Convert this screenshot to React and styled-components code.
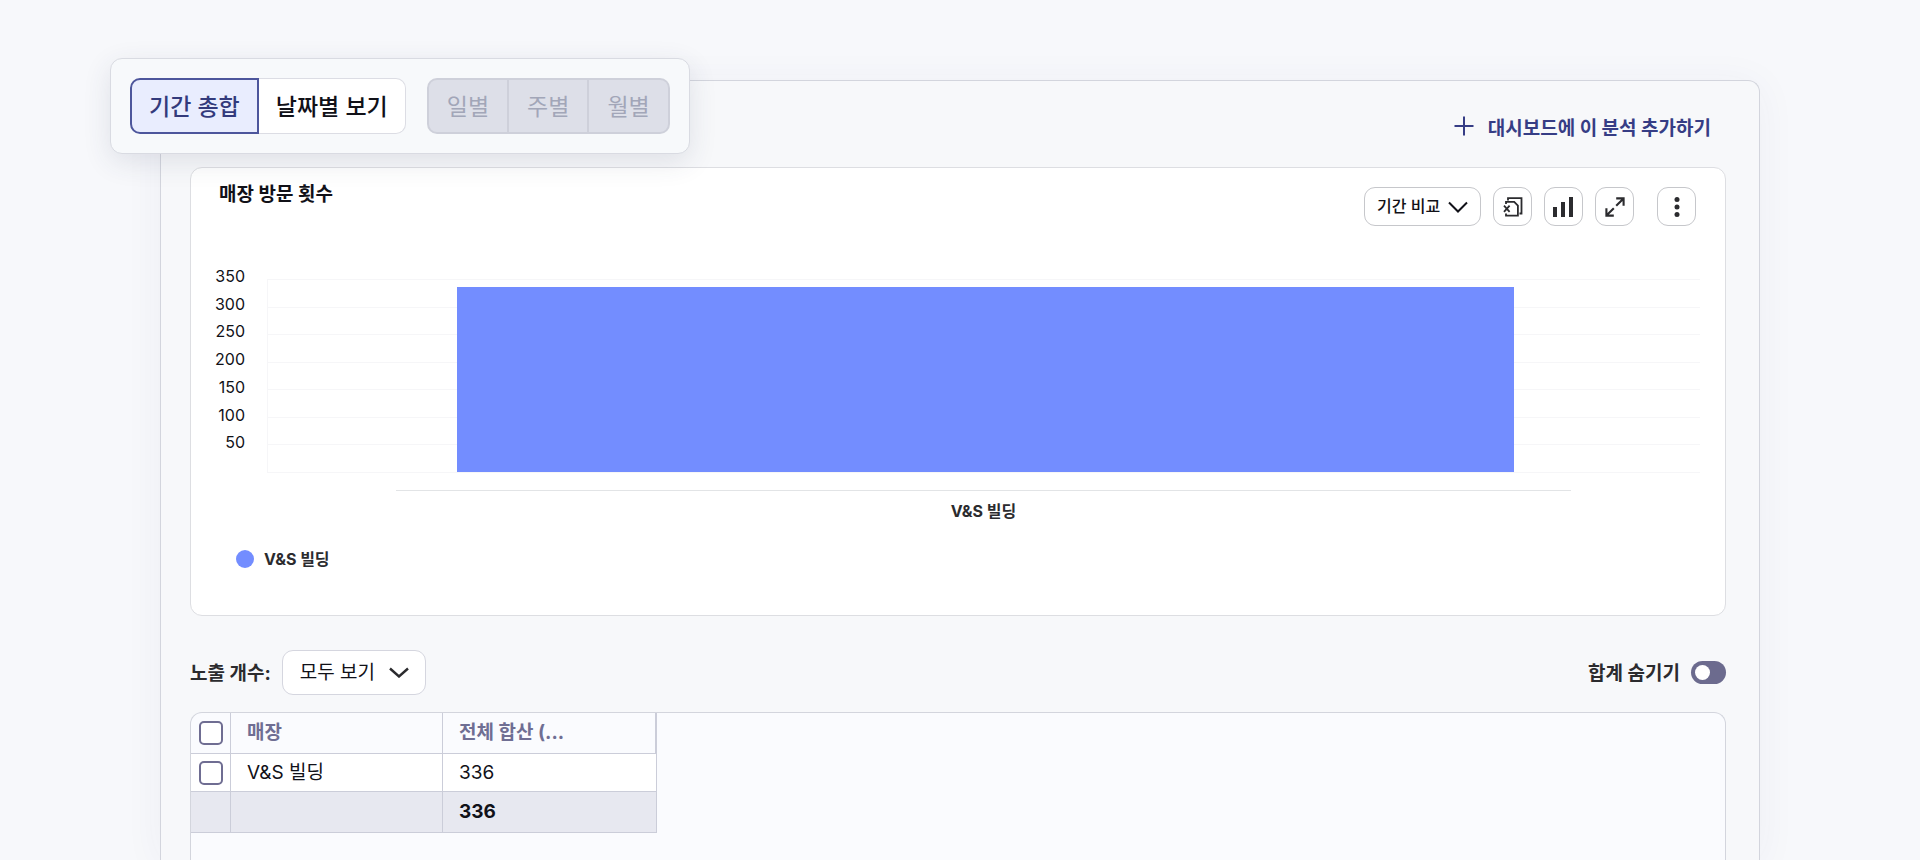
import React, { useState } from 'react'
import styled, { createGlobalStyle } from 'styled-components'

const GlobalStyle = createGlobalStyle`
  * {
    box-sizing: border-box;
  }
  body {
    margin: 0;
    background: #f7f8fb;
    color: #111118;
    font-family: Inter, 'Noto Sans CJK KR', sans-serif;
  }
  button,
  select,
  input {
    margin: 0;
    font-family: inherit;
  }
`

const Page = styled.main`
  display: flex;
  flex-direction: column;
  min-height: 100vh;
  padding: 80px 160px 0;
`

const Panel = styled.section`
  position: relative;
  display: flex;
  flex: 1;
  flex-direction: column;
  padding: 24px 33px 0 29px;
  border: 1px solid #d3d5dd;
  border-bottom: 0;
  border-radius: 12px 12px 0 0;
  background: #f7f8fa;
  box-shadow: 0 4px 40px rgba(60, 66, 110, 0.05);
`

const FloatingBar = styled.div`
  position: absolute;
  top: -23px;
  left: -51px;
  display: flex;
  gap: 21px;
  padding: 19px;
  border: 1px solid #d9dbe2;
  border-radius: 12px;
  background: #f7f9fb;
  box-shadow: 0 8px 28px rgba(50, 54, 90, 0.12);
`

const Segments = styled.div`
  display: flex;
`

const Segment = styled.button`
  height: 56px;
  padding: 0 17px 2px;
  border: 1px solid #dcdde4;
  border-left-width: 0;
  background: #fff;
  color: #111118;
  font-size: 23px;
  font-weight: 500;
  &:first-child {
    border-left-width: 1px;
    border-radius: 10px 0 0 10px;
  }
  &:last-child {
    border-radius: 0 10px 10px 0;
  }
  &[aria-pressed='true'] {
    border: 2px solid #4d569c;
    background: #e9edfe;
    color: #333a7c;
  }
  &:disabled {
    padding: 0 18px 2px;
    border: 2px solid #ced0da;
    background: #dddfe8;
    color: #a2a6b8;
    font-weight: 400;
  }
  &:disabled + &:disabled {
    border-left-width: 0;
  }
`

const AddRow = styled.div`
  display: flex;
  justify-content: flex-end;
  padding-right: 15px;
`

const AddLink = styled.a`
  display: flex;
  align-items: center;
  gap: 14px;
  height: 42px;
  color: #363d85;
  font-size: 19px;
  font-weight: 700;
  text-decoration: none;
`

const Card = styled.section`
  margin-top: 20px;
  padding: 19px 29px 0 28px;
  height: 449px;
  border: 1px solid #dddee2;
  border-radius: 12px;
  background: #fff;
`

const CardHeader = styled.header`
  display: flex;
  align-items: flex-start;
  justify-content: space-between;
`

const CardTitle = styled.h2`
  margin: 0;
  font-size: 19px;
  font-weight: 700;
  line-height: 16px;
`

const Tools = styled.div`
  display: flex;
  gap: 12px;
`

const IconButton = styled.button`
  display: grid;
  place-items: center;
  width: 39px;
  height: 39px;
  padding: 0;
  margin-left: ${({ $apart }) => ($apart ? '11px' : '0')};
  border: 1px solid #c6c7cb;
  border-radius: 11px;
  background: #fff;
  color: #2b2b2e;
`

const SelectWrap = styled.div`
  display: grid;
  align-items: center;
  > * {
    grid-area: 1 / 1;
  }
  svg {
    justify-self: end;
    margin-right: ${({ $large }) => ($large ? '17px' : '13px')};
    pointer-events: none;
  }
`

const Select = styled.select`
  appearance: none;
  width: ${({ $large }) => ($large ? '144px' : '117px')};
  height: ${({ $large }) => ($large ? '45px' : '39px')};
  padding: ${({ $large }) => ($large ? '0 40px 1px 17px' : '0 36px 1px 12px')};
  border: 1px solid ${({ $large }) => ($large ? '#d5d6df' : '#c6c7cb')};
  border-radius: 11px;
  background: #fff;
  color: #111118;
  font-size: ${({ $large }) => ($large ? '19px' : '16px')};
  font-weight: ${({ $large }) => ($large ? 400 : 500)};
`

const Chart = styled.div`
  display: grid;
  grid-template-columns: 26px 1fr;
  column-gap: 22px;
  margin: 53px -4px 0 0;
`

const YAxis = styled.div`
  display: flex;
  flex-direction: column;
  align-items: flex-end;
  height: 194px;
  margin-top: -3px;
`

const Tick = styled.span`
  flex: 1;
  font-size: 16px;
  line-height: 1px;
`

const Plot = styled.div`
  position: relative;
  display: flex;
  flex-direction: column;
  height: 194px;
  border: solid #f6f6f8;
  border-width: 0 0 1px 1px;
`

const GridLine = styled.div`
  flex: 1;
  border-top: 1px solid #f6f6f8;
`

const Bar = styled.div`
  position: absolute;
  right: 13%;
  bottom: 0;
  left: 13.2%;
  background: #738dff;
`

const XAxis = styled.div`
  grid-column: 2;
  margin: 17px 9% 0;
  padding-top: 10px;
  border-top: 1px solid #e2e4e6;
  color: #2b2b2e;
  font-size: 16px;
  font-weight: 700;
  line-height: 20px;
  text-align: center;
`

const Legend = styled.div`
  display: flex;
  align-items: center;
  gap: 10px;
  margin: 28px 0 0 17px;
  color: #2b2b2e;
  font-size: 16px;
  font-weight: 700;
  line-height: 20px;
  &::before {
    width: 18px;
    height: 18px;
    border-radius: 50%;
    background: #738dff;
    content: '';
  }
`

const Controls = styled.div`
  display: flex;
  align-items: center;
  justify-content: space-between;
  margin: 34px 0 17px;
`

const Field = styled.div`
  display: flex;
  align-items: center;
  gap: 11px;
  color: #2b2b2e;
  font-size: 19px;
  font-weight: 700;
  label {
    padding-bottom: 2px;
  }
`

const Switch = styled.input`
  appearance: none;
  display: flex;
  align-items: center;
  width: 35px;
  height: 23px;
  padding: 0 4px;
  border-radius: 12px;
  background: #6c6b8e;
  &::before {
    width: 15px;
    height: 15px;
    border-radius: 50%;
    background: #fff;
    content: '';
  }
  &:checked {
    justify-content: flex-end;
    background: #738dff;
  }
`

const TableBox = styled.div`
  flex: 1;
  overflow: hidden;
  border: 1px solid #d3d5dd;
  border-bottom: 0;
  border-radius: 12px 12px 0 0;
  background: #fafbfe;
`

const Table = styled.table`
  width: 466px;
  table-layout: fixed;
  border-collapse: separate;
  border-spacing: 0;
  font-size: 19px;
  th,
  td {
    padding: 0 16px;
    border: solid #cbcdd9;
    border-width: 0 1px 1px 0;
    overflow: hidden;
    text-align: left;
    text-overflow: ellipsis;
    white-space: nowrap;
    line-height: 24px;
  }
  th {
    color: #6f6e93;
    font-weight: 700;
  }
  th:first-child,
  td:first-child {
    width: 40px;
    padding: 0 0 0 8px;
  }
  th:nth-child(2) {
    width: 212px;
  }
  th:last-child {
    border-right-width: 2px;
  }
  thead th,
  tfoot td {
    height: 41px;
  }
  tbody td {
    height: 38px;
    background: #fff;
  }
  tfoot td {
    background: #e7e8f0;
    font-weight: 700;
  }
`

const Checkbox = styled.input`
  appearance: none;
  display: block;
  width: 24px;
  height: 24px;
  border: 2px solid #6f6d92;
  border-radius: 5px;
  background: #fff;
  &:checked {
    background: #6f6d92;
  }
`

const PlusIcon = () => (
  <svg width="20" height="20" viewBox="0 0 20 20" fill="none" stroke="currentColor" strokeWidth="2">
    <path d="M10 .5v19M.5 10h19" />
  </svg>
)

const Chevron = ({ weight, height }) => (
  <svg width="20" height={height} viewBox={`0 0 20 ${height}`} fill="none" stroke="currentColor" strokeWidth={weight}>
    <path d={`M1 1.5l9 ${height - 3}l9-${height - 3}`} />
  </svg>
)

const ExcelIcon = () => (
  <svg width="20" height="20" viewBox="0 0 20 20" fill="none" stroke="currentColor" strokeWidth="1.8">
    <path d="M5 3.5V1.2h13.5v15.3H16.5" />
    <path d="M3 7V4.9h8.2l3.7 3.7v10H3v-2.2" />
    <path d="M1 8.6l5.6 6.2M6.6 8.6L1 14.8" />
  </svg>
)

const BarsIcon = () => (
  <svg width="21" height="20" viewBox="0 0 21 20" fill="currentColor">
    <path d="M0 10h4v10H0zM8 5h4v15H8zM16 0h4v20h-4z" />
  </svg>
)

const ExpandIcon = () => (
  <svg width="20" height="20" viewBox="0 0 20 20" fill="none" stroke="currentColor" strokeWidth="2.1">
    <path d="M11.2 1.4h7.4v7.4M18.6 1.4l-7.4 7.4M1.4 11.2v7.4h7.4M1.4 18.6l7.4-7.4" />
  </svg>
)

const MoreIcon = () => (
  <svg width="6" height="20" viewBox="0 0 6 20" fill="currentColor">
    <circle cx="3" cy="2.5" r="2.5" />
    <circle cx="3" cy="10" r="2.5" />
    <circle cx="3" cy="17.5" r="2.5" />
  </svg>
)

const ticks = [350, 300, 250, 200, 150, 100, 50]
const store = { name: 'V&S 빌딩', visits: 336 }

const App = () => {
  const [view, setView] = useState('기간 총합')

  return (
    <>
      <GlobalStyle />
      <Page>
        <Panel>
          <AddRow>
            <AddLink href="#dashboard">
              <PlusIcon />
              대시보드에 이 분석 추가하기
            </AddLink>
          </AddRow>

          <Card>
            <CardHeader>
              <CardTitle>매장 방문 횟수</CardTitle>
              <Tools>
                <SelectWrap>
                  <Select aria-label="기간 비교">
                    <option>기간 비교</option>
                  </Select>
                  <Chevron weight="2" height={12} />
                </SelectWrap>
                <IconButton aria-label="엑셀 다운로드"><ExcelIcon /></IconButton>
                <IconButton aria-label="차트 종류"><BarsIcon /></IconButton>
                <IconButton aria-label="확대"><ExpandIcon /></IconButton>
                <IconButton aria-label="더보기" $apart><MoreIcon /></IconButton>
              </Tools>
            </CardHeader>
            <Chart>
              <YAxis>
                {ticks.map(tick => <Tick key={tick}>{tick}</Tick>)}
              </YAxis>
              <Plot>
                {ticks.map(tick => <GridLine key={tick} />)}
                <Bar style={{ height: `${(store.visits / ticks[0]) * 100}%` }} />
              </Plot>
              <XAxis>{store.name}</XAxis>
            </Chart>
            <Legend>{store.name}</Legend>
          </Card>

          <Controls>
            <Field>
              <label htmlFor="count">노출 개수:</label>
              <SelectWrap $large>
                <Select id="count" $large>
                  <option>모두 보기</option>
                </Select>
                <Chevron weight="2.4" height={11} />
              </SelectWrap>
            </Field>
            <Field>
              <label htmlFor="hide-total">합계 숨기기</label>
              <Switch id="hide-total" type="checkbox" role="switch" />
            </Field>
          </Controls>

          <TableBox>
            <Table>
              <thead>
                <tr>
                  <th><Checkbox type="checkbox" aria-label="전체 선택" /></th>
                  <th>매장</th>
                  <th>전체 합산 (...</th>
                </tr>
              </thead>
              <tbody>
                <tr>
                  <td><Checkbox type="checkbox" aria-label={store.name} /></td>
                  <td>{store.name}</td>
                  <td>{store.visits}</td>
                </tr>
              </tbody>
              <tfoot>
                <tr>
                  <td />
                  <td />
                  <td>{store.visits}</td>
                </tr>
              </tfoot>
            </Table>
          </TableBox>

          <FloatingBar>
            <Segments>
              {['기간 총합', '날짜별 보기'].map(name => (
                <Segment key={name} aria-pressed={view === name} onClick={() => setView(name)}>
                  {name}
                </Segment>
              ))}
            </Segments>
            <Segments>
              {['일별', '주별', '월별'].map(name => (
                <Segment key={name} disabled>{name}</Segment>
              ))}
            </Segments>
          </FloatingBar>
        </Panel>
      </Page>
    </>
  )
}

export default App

§ §

WHAT TO PRODUCE:
Take every line above carrying "components" and return it.

RESPONSE:
Convert this screenshot to React and styled-components code.
import styled, { createGlobalStyle } from 'styled-components'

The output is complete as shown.